The Blue Mask (1982): Teamed with the late punk-skronk genius Robert Quine, this disc’s terse arrangements feature their sparring throughout, with Reed and Quine mixed separately in the left and right channels of the stereo spectrum. The disc’s a winning blend of musical ferocity and lyric intelligence.

New Sensations (1984): Known as Reed’s “happy” album, he stepped into the limelight as solo six-stringer here, weaving smartly conceived and effected textures on “Doin’ the Things That We Want To,” punking out in “Turn To Me” and spinning crazy lead licks into “My Red Joystick.”

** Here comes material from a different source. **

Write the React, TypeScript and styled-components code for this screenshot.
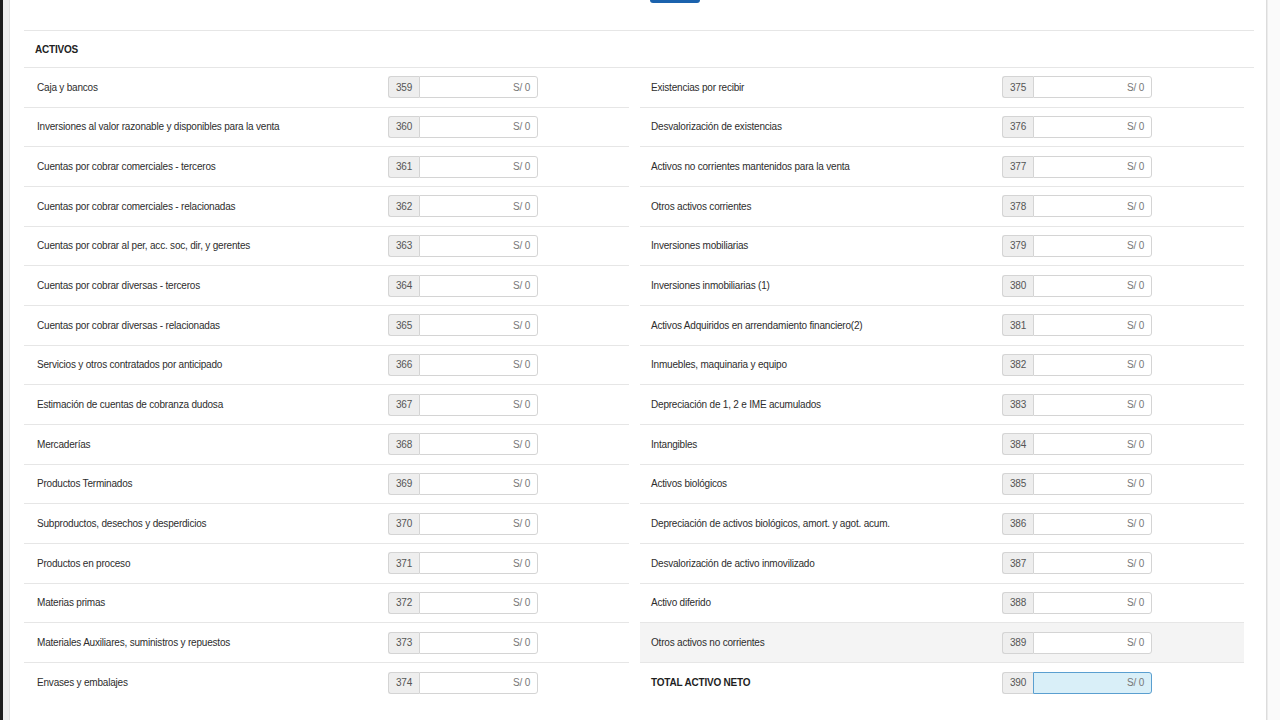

New York (1989): This collection of urban tales may be Reed’s true solo masterpiece, wisely written and musically diverse. He’s joined by Mike Rathke on guitar and they chime and grind through numbers like “Dirty Blvd.,” the melodic, exploratory “Last Great American Whale” and the smoky-bar blues “Beginning of a Great Adventure.”

Bootleg Series Volume 1: The Quine Tapes (2001): Okay, this is cheating a bit because it’s by the Velvet Undergound, but it’s brilliant. Reed was 30 years into his solo career when these live recordings, made by über fan Robert Quine at Velvets shows in November and December 1969, were released. Quine’s audience and soundboard tapes capture the band at a live creative zenith, with Reed and Morrison smashing through powerful renditions of “The Black Angel’s Death Song,” “Heroin,” “Venus in Furs” and even a 38-minute firestorm rendition of “Sister Ray.” 

Magic and Loss (1992): Reed and Rathke teamed again for this elegy for two of Reed’s friends and influences, the songwriter Doc Pomus and the amphetamine eating Warhol Factory denizen Rotten Rita. The music has an ornate guitar architecture that’s the obvious result of careful composition.

The Raven (2003): Edgar Alan Poe has never sounded this raucous – and neither had Rathe and Reed before this.

Lou Reed’s Metal Machine Trio (2008): In 1975 Reed released the two-LP Metal Machine Music, largely considered a joke, Reed’s way of exiting an unfavorable record contract or an early experiment in guitar-based industrial clangor. He put together this band to prove definitively that there was, indeed, method to his sonic madness.